Content area
Abstract
Background
The Dirichlet Bayesian network model employs score-based structural learning, improving the precise understanding of the Bayesian network's structure. To classify patients with bipolar disorder who are receiving lithium treatment based on their gene expression profiles, using a Dirichlet Bayesian network model and compared with Support Vector Machine and Random Forest algorithms.
Methods
Gene expression data from 47,323 genes in bipolar disorder patients were analyzed, with 30 receiving standard treatment and 30 undergoing lithium treatment. Essential variables were selected using partial least squares regression to analyze and classify the data. The plaid algorithm was employed to identify identical patterns and biclusters within the gene expression data. We conducted a principal component analysis to represent a component for each bicluster.

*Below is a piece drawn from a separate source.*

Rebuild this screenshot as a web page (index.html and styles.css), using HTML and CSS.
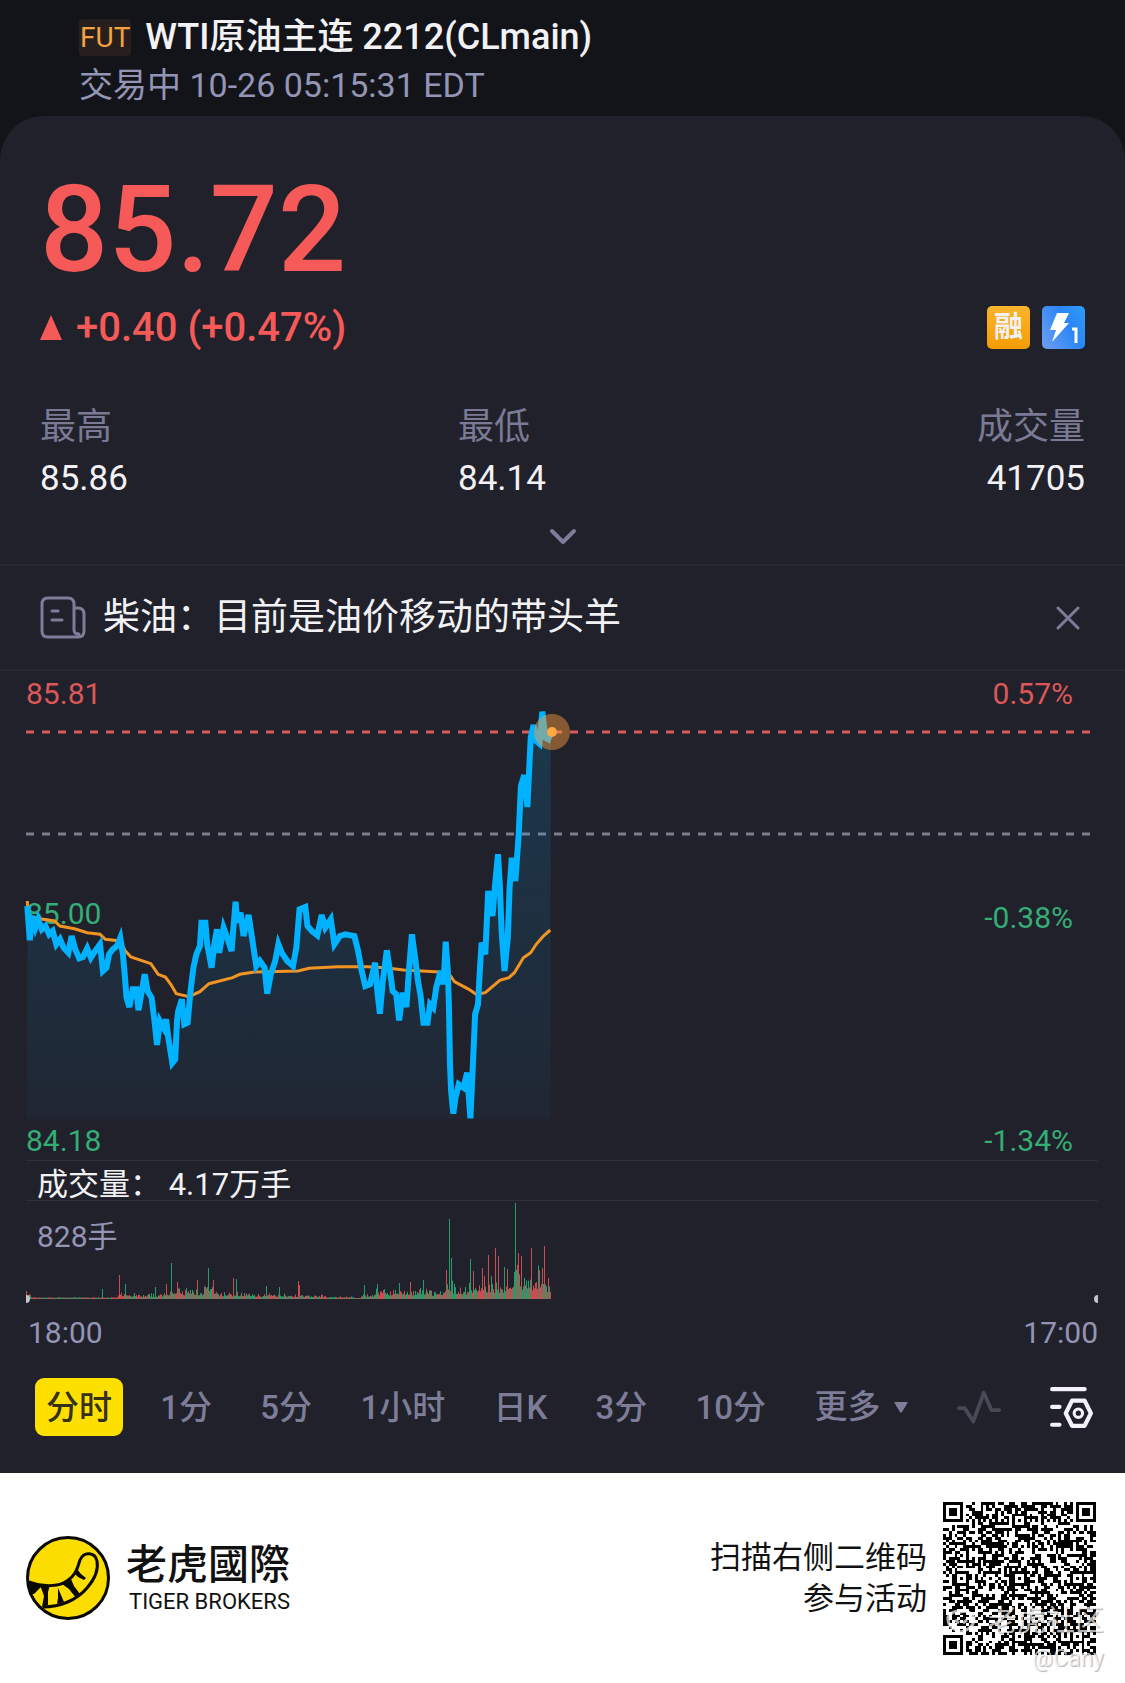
FILE: index.html
```html
<!DOCTYPE html>
<html lang="zh-CN">
<head>
    <meta charset="UTF-8">
    <meta name="viewport" content="width=device-width, initial-scale=1.0">
    <title>WTI原油主连 2212(CLmain)</title>
    <link rel="stylesheet" href="styles.css">
</head>
<body>
    <header class="header">
        <h1 class="title"><span class="tag">FUT</span>WTI原油主连 2212(CLmain)</h1>
        <p class="status">交易中 10-26 05:15:31 EDT</p>
    </header>

    <main class="card">
        <section class="quote">
            <div class="price">85.72</div>
            <div class="change-row">
                <div class="change">
                    <svg class="up" viewBox="0 0 22 25"><path d="M11 0L22 25H0Z" fill="#f65a58"/></svg>
                    <span>+0.40 (+0.47%)</span>
                </div>
                <div class="badges">
                    <span class="badge margin">融</span>
                    <span class="badge level">
                        <svg viewBox="0 0 43 43">
                            <path d="M15 7H27L22 17H27L10 36L14 24H8Z" fill="#fff"/>
                            <path d="M30 23H34V37" fill="none" stroke="#fff" stroke-width="3"/>
                        </svg>
                    </span>
                </div>
            </div>
            <dl class="stats">
                <div><dt>最高</dt><dd>85.86</dd></div>
                <div><dt>最低</dt><dd>84.14</dd></div>
                <div class="right"><dt>成交量</dt><dd>41705</dd></div>
            </dl>
            <button class="expand" aria-label="展开">
                <svg viewBox="0 0 28 18"><path d="M3 3L14 14L25 3"/></svg>
            </button>
        </section>

        <section class="news">
            <svg class="news-icon" viewBox="0 0 46 44">
                <path d="M34 41H8Q2 41 2 35V8Q2 2 8 2H28Q34 2 34 8V34Q34 38 39 38M34 12H38Q44 12 44 18V35Q44 41 38 41H32M12 15H18M12 24H22"/>
            </svg>
            <a href="#" class="news-link">柴油：目前是油价移动的带头羊</a>
            <button class="close" aria-label="关闭">
                <svg viewBox="0 0 26 26"><path d="M3 3L23 23M23 3L3 23"/></svg>
            </button>
        </section>

        <section class="chart">
            <svg class="plot" viewBox="0 0 1072 489">
                <defs>
                    <linearGradient id="fade" x1="0" y1="40" x2="0" y2="448" gradientUnits="userSpaceOnUse">
                        <stop offset="0" stop-color="#00b2ff" stop-opacity="0.16"/>
                        <stop offset="0.85" stop-color="#00b2ff" stop-opacity="0.06"/>
                        <stop offset="1" stop-color="#00b2ff" stop-opacity="0.03"/>
                    </linearGradient>
                </defs>
                <path class="dash last" d="M0 61H1066"/>
                <path class="dash prev" d="M0 163H1066"/>
                <path id="area" fill="url(#fade)"/>
                <text class="red" x="0" y="33">85.81</text>
                <text class="green" x="0" y="253">85.00</text>
                <text class="green" x="0" y="480">84.18</text>
                <text class="red end" x="1047" y="33">0.57%</text>
                <text class="green end" x="1047" y="257">-0.38%</text>
                <text class="green end" x="1047" y="480">-1.34%</text>
                <path id="average"/>
                <path id="line"/>
                <circle cx="526" cy="61" r="18" fill="#ffa03c" fill-opacity="0.45"/>
                <circle cx="526" cy="61" r="5" fill="#ffa940"/>
            </svg>
            <div class="volume-title">成交量<span class="colon">：</span> 4.17万手</div>
            <svg class="volume" viewBox="0 0 1072 104">
                <text x="11" y="46">828手</text>
                <path id="volumeRed" stroke="#c94d50"/>
                <path id="volumeGreen" stroke="#259c69"/>
                <path d="M0 94A4 4 0 0 1 0 102ZM1072 94A4 4 0 0 0 1072 102Z" fill="#c4c4c8"/>
            </svg>
            <div class="time"><span>18:00</span><span>17:00</span></div>
        </section>

        <nav class="tabs">
            <button class="tab active">分时</button>
            <button class="tab">1分</button>
            <button class="tab">5分</button>
            <button class="tab">1小时</button>
            <button class="tab">日K</button>
            <button class="tab">3分</button>
            <button class="tab">10分</button>
            <button class="tab more">更多<svg viewBox="0 0 14 11"><path d="M1 0H13Q14 0 13.500 1L8 10Q7 11 6 10L0.500 1Q0 0 1 0Z" fill="#7d7d98"/></svg></button>
            <button class="tab tool" aria-label="画线">
                <svg viewBox="0 0 46 38"><path d="M2 20H8L17 34L28 4L36 22H44" fill="none" stroke="#494955" stroke-width="4" stroke-linecap="round" stroke-linejoin="round"/></svg>
            </button>
            <button class="tab tool" aria-label="设置">
                <svg viewBox="0 0 42 40">
                    <path d="M3 3H34M3 20H10M3 37H10" fill="none" stroke="#f2f2f8" stroke-width="4" stroke-linecap="round"/>
                    <path d="M22 14H34L40 26L34 38H22L16 26Z" fill="none" stroke="#f2f2f8" stroke-width="4" stroke-linejoin="round"/>
                    <circle cx="28" cy="26" r="4" fill="none" stroke="#f2f2f8" stroke-width="3"/>
                </svg>
            </button>
        </nav>
    </main>

    <footer class="footer">
        <svg class="logo" viewBox="0 0 84 84">
            <circle cx="42" cy="42" r="40.500" fill="#fbdd00" stroke="#0b0906" stroke-width="3"/>
            <path d="M3 46C16 51 33 51 41 45C50 39 51 33 54 24C58 15 69 16 71 25C73 35 67 45 61 52C51 64 34 71 17 71" fill="none" stroke="#0b0906" stroke-width="3"/>
            <path d="M2 46L16 50L8 58L5 58ZM14 49H24L22 56V69L16 71L18 60ZM32 52L38 66L31 68L32 62ZM36 48L45 43L48 50L54 58L50 62L43 53ZM48 37L51 33L55 38L60 42L58 44L52 41Z" fill="#0b0906"/>
        </svg>
        <div class="brand">
            <div class="brand-cn">老虎國際</div>
            <div class="brand-en">TIGER BROKERS</div>
        </div>
        <p class="scan">扫描右侧二维码<br>参与活动</p>
        <div class="qr">
            <svg viewBox="0 0 53 53" shape-rendering="crispEdges"><path id="qrCode" fill="#000"/></svg>
            <div class="watermark">
                <span class="community"><svg viewBox="0 0 30 26"><path d="M2 9Q8 1 15 4Q22 1 28 9Q29 20 15 24Q1 20 2 9ZM9 12L13 15M21 12L17 15" fill="none" stroke="#fff" stroke-width="3"/></svg>老虎社区</span>
                <span class="user">@Cany</span>
            </div>
        </div>
    </footer>
    <script src="chart.js"></script>
</body>
</html>
```
FILE: styles.css
```css
* {
    box-sizing: border-box;
}
body {
    margin: 0;
    background-color: #131419;
    color: #f2f2f5;
    font-family: Roboto, "Noto Sans CJK SC", sans-serif;
}
h1, p, dl, dd {
    margin: 0;
}
button {
    background: none;
    border: none;
    padding: 0;
    font-family: inherit;
    cursor: pointer;
}
svg {
    display: block;
}
.header {
    padding: 14px 79px 6px;
}
.title {
    display: flex;
    align-items: center;
    gap: 14px;
    font-size: 36px;
    font-weight: 500;
    line-height: 46px;
}
.tag {
    padding: 0 1px;
    border-radius: 4px;
    background-color: #271f1d;
    color: #f5a244;
    font-size: 28px;
    font-weight: 400;
    line-height: 37px;
}
.status {
    color: #9495b5;
    font-size: 34px;
    line-height: 50px;
}
.card {
    background-color: #21212b;
    border-radius: 44px 44px 0 0;
}
.quote {
    padding: 48px 40px 0;
    border-bottom: 2px solid #292933;
}
.price {
    color: #f65a58;
    font-size: 120px;
    font-weight: 500;
    line-height: 132px;
}
.change-row {
    display: flex;
    justify-content: space-between;
    align-items: center;
    height: 62px;
}
.change {
    display: flex;
    align-items: center;
    gap: 14px;
    color: #f65a58;
    font-size: 40px;
    font-weight: 500;
}
.up {
    width: 22px;
}
.badges {
    display: flex;
    gap: 12px;
}
.badge {
    width: 43px;
    height: 43px;
    border-radius: 5px;
    font-size: 29px;
    font-weight: 700;
    line-height: 43px;
    text-align: center;
}
.margin {
    background: linear-gradient(#f9b52c, #f59c04);
}
.level {
    background: linear-gradient(60deg, #6f9ff0, #2b86f6 60%, #2f9bf8);
}
.stats {
    display: grid;
    grid-template-columns: 40% 1fr auto;
    padding-top: 43px;
    font-size: 36px;
    line-height: 52px;
}
.stats dt {
    color: #7a7a95;
}
.stats dd {
    font-size: 35px;
}
.right {
    text-align: right;
}
.expand {
    display: block;
    margin: 23px auto 18px;
}
.expand svg {
    width: 28px;
}
.expand path, .close path, .news-icon path {
    fill: none;
    stroke: #7d7d9a;
    stroke-width: 4;
    stroke-linecap: round;
    stroke-linejoin: round;
}
.news {
    display: flex;
    align-items: center;
    height: 105px;
    padding: 0 44px 0 40px;
    border-bottom: 2px solid #292933;
}
.news-icon {
    width: 46px;
    margin-right: 17px;
}
.news-icon path, .close path {
    stroke-width: 3;
}
.news-link {
    flex: 1;
    color: #f2f2f5;
    font-size: 37px;
    line-height: 52px;
    text-decoration: none;
}
.close svg {
    width: 26px;
}
.chart {
    padding: 0 27px 0 26px;
}
.plot, .volume {
    width: 100%;
    height: auto;
    overflow: visible;
}
.plot text, .volume text {
    font-size: 30px;
}
.plot .red {
    fill: #dc5758;
}
.plot .green {
    fill: #34ad76;
}
.plot .end {
    text-anchor: end;
}
.dash {
    stroke-width: 3;
    stroke-dasharray: 8 8;
}
.last {
    stroke: #d85c5d;
}
.prev {
    stroke: #7e7e8c;
}
#line {
    fill: none;
    stroke: #00b2ff;
    stroke-width: 6;
}
#average {
    fill: none;
    stroke: #f29424;
    stroke-width: 3;
}
.volume-title {
    height: 41px;
    padding-left: 11px;
    border-top: 1px solid #30303b;
    border-bottom: 1px solid #30303b;
    font-size: 31px;
    line-height: 41px;
}
.colon {
    font-family: "Noto Sans CJK TC", sans-serif;
}
.volume text {
    fill: #9495b5;
}
.time {
    display: flex;
    justify-content: space-between;
    padding-left: 2px;
    color: #9495b5;
    font-size: 30px;
    line-height: 56px;
}
.tabs {
    display: flex;
    justify-content: space-between;
    align-items: center;
    padding: 17px 21px 37px 35px;
}
.tab {
    height: 58px;
    padding: 0 11px;
    color: #7d7d98;
    font-size: 33px;
    font-weight: 500;
    line-height: 60px;
}
.active {
    border-radius: 9px;
    background-color: #fee000;
    color: #36311a;
}
.more {
    display: flex;
    align-items: center;
    gap: 14px;
}
.more svg {
    width: 14px;
}
.tool svg {
    width: 44px;
}
.footer {
    display: flex;
    align-items: center;
    height: 210px;
    padding: 0 29px 0 26px;
    background-color: #fff;
    color: #111;
}
.logo {
    width: 84px;
    margin-right: 16px;
}
.brand-cn {
    font-size: 41px;
    font-weight: 500;
    line-height: 48px;
}
.brand-en {
    padding-left: 3px;
    font-size: 22px;
    line-height: 26px;
}
.scan {
    margin-left: auto;
    margin-right: 16px;
    font-size: 31px;
    line-height: 41px;
    text-align: right;
}
.qr {
    position: relative;
    width: 153px;
}
.watermark {
    position: absolute;
    right: -8px;
    bottom: -22px;
    display: flex;
    flex-direction: column;
    align-items: flex-end;
    color: rgba(255, 255, 255, 0.7);
    text-shadow: 1px 1px 1px rgba(0, 0, 0, 0.3);
    white-space: nowrap;
}
.community {
    display: flex;
    align-items: center;
    gap: 12px;
    font-size: 29px;
    line-height: 40px;
}
.community svg {
    width: 30px;
    opacity: 0.7;
}
.user {
    font-size: 23px;
    line-height: 36px;
}
```
FILE: chart.js
```js
// x, y samples; one pixel is 2.751 x units and 3 y units
var price = [75,705, 82,808, 88,735, 97,770, 105,745, 115,775, 125,765, 135,790, 145,780, 155,820, 165,805, 175,830, 188,845,
    197,795, 207,835, 218,862, 228,858, 240,832, 250,860, 262,840, 275,820, 283,900, 293,890, 300,850, 310,835, 322,825,
    331,800, 338,850, 343,910, 348,980, 356,1008, 365,955, 375,955, 381,1018, 390,960, 398,910, 406,960, 417,980, 425,1050,
    432,1122, 440,1050, 450,1070, 457,1045, 463,1100, 474,1176, 482,1165, 487,1050, 490,1022, 500,985, 507,1060, 516,1055,
    524,960, 532,890, 540,850, 550,825, 554,755, 565,755, 570,820, 582,890, 590,815, 597,775, 603,845, 615,770, 625,800,
    637,840, 643,760, 648,692, 653,755, 662,725, 670,795, 684,732, 692,790, 700,850, 705,885, 715,870, 728,890, 735,968,
    745,910, 757,870, 766,820, 775,845, 790,870, 806,885, 815,830, 824,715, 840,708, 846,765, 858,780, 873,793, 885,732,
    895,770, 910,745, 920,820, 935,795, 950,790, 975,795, 985,840, 995,900, 1005,945, 1018,940, 1032,875, 1038,960,
    1045,1028, 1053,930, 1064,838, 1073,900, 1080,960, 1090,970, 1098,1048, 1108,965, 1118,1008, 1125,900, 1133,790,
    1142,860, 1150,930, 1157,975, 1165,1055, 1176,1055, 1183,1000, 1192,1010, 1200,950, 1212,900, 1220,940, 1226,812,
    1232,900, 1235,1000, 1238,1180, 1241,1260, 1247,1328, 1253,1280, 1262,1240, 1275,1250, 1285,1205, 1294,1342, 1300,1200,
    1307,1030, 1315,1000, 1320,900, 1325,815, 1335,850, 1343,660, 1355,735, 1362,640, 1370,550, 1375,640, 1380,780,
    1388,900, 1397,800, 1402,650, 1408,560, 1418,630, 1427,490, 1433,345, 1442,312, 1451,408, 1460,200, 1468,162,
    1475,210, 1484,218, 1492,122, 1500,200, 1508,205, 1515,183];
var average = [75,690, 78,735, 100,742, 150,750, 165,765, 205,773, 240,785, 275,790, 290,805, 330,810, 345,840, 360,858,
    415,878, 435,910, 455,918, 470,940, 485,968, 520,977, 550,962, 575,938, 640,920, 660,910, 700,903, 820,900, 850,892,
    930,887, 1010,887, 1060,890, 1110,897, 1210,903, 1235,908, 1250,932, 1290,955, 1310,970, 1335,965, 1375,928, 1400,920,
    1415,905, 1440,860, 1460,845, 1475,820, 1495,795, 1514,777];

function toPath(data) {
    var points = [];
    for (var i = 0; i < data.length; i += 2) {
        points.push((data[i] / 2.751 - 26).toFixed(1) + ' ' + (data[i + 1] / 3).toFixed(1));
    }
    return 'M' + points.join('L');
}
document.getElementById('line').setAttribute('d', toPath(price));
document.getElementById('area').setAttribute('d', toPath(price) + 'V448H1Z');
document.getElementById('average').setAttribute('d', toPath(average));

var seed = 7;
function random() {
    seed = (seed * 16807) % 2147483647;
    return seed / 2147483647;
}

// usual volume height from each x on
var levels = [[0, 8], [5, 1], [92, 7], [110, 5], [138, 13], [178, 17], [188, 8], [225, 6], [270, 4], [300, 2], [328, 0],
    [335, 6], [350, 13], [400, 11], [420, 20], [434, 16], [442, 26], [462, 26], [480, 38], [498, 38], [520, 28]];
var spikes = {0: [8, 1], 76: [10, 0], 93: [24, 1], 99: [15, 0], 129: [12, 0], 140: [15, 1], 145: [36, 0], 151: [17, 1],
    171: [19, 1], 182: [31, 0], 187: [19, 1], 207: [21, 1], 210: [20, 0], 240: [13, 0], 253: [12, 0], 272: [18, 1],
    273: [14, 1], 338: [14, 0], 351: [15, 0], 373: [16, 0], 384: [17, 1], 397: [19, 0], 420: [29, 1], 423: [80, 0],
    425: [41, 0], 444: [40, 0], 447: [28, 1], 456: [31, 1], 462: [44, 1], 469: [51, 1], 472: [43, 1], 478: [32, 0],
    489: [96, 0], 492: [46, 1], 495: [43, 1], 505: [51, 1], 516: [31, 1], 518: [53, 1], 522: [21, 1]};
var red = '';
var green = '';
for (var x = 0; x < 525; x++) {
    var level = 0;
    levels.forEach(function(l) {
        if (x >= l[0]) level = l[1];
    });
    var height = 1 + (0.2 + 0.8 * random() * random()) * level;
    var isRed = random() > 0.48;
    if (spikes[x]) {
        height = spikes[x][0];
        isRed = spikes[x][1] === 1;
    }
    var bar = 'M' + (x + 0.5) + ' 98v-' + height.toFixed(1);
    if (isRed) red += bar; else green += bar;
}
document.getElementById('volumeRed').setAttribute('d', red);
document.getElementById('volumeGreen').setAttribute('d', green);

// square rings of the code: finders in three corners, small ones inside
function ring(col, row, cx, cy, radius) {
    var d = Math.max(Math.abs(col - cx), Math.abs(row - cy));
    if (d > radius) return null;
    return radius === 4 ? d !== 4 && d !== 2 : d !== 1;
}
var marks = [[3, 3, 4], [49, 3, 4], [3, 49, 4], [26, 6, 2], [6, 26, 2], [26, 26, 2], [46, 26, 2], [26, 46, 2], [46, 46, 2]];
var modules = '';
for (var row = 0; row < 53; row++) {
    for (var col = 0; col < 53; col++) {
        var dark = random() > 0.47;
        if (row === 6) dark = col % 2 === 0;
        if (col === 6) dark = row % 2 === 0;
        marks.forEach(function(m) {
            var value = ring(col, row, m[0], m[1], m[2]);
            if (value !== null) dark = value;
        });
        if (dark) modules += 'M' + col + ' ' + row + 'h1v1h-1z';
    }
}
document.getElementById('qrCode').setAttribute('d', modules);
```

The Dirichlet Bayesian network model was developed to classify the gene expression network, and accuracy was assessed using Receiver Operating Characteristic curve analysis. R 3.6.2 was used for analysis.
Results
Partial least squares regression identified 10,788 essential genes, and the plaid algorithm revealed nine homogeneous biclusters. The representative component of the biclusters was selected, capturing at least 75% of the variance in the data using principal component analysis. Dirichlet Bayesian network classification achieved an accuracy of 0.86 and a precision of 0.91 compared to random forest and SVM algorithms.
Conclusions
This study demonstrates the potential of ensemble approaches for gene network analysis, providing more accurate and robust results than single models. Network analysis effectively detects coordinated changes in mutual and related gene expression and can be applied to other diseases using existing datasets.